## Begin

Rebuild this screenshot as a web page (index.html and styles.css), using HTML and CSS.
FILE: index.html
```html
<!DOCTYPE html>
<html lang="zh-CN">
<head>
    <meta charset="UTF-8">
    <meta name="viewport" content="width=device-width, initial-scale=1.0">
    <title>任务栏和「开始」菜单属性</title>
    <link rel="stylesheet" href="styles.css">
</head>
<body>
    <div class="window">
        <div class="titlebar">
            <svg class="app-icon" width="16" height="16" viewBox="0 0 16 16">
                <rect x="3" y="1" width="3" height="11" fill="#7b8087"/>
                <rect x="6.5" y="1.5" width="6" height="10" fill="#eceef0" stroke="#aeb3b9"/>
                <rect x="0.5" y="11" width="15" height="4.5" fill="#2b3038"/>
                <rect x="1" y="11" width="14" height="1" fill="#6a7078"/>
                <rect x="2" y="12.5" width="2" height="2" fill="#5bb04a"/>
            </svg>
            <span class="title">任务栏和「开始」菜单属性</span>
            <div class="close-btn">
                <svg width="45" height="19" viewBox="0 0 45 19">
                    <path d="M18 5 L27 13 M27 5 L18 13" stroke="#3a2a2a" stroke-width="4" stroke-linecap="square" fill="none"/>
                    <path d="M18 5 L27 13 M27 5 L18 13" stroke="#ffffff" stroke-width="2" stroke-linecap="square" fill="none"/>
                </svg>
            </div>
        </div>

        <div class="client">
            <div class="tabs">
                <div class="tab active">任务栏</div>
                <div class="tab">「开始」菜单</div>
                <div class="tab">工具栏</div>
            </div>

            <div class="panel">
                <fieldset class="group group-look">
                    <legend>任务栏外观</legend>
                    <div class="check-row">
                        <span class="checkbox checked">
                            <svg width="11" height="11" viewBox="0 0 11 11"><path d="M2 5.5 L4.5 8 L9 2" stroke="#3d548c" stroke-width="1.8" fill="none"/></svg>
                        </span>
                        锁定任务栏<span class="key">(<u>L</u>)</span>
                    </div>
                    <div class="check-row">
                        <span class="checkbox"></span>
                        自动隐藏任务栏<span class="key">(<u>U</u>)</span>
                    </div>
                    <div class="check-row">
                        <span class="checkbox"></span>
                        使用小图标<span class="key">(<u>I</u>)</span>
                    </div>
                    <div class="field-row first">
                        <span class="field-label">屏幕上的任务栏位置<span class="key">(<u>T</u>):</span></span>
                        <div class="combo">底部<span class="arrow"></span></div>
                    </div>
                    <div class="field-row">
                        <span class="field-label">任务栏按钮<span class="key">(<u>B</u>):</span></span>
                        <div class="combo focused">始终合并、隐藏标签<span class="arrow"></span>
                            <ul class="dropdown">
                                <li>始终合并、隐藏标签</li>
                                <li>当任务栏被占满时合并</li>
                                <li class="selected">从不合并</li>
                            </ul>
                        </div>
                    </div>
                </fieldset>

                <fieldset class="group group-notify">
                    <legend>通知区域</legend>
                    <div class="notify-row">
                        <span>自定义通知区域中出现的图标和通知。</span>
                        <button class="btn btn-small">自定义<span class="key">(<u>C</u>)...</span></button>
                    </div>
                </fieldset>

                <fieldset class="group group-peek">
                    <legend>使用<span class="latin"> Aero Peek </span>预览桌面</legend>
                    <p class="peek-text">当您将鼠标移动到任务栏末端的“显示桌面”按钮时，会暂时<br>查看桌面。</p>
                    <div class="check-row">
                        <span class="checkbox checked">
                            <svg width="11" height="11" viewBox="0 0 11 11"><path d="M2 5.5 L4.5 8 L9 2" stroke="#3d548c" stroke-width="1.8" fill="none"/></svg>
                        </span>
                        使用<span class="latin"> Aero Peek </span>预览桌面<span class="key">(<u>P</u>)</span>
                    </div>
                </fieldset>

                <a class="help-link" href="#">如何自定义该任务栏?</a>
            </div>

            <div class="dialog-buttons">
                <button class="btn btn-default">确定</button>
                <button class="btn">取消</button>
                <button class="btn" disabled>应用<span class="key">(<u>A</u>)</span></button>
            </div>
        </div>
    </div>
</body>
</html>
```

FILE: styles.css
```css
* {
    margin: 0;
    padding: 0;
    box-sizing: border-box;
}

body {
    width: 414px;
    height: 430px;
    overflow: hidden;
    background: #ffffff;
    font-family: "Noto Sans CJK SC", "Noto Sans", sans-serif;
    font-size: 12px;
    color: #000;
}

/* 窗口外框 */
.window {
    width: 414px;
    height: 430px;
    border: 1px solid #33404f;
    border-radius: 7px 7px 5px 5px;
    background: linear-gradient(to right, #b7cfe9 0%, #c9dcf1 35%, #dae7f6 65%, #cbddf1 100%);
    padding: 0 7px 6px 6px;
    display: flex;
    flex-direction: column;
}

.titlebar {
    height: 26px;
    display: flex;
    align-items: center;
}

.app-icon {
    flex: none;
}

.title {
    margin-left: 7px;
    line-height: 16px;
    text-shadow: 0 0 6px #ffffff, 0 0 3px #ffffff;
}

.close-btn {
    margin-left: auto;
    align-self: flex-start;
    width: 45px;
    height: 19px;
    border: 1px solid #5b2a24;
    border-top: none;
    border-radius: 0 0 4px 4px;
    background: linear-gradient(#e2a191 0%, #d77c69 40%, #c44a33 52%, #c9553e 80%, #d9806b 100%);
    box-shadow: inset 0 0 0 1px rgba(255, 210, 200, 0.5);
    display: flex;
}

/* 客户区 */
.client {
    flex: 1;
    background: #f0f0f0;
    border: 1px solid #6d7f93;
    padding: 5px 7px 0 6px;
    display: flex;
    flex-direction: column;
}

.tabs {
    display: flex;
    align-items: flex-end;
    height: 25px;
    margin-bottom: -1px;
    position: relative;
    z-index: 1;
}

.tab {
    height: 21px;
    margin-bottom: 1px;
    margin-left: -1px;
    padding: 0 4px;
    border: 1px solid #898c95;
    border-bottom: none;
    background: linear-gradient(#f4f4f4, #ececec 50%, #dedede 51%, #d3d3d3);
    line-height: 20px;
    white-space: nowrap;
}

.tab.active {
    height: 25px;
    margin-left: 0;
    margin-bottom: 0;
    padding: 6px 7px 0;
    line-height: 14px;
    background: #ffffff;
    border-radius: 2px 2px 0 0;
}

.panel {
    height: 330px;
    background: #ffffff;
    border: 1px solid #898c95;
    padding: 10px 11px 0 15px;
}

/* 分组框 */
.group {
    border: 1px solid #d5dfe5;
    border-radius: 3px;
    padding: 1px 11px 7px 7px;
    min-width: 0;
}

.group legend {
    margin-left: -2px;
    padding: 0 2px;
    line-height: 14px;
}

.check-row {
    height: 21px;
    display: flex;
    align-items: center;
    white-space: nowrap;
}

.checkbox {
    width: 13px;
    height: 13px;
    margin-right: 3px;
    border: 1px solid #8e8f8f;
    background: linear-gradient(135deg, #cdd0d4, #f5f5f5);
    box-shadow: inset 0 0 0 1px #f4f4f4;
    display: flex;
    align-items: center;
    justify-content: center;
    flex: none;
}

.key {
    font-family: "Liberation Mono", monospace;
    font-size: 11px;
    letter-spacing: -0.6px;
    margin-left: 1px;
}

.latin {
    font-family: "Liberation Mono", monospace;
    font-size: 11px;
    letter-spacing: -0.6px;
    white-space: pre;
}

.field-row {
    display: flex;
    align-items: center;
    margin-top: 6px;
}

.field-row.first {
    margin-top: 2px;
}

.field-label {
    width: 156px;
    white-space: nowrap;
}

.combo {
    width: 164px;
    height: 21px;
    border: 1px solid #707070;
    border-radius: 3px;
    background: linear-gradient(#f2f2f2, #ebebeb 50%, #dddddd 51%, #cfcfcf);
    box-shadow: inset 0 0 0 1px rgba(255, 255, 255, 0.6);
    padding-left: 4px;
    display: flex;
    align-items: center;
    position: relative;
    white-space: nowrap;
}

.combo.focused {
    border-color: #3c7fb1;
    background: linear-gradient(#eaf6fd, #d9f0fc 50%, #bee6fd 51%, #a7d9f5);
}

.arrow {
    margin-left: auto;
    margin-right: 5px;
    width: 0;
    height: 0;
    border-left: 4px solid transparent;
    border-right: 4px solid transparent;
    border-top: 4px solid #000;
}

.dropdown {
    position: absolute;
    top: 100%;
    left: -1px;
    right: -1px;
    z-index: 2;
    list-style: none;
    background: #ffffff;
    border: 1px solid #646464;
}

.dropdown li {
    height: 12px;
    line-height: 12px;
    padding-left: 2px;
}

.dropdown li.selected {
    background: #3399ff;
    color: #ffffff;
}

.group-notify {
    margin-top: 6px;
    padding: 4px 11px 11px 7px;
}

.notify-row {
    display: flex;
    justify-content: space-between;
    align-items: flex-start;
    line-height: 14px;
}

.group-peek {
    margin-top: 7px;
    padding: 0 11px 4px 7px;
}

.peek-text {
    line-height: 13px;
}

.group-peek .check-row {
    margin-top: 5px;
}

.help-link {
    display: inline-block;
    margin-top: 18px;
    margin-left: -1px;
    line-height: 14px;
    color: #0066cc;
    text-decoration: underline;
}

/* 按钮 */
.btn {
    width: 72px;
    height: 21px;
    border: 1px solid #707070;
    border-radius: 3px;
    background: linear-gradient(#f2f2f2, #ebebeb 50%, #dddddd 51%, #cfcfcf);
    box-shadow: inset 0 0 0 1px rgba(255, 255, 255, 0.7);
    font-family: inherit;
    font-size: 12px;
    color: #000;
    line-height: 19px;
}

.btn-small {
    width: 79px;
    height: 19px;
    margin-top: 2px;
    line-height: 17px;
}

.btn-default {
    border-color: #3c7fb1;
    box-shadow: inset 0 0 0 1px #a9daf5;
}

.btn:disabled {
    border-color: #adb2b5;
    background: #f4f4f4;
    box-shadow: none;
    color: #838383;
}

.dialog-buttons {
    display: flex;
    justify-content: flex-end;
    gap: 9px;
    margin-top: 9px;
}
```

## End

**What you will do**
Tally up the lines holding the word "index" in the data above, and answer with that figure only.

**Task output**
4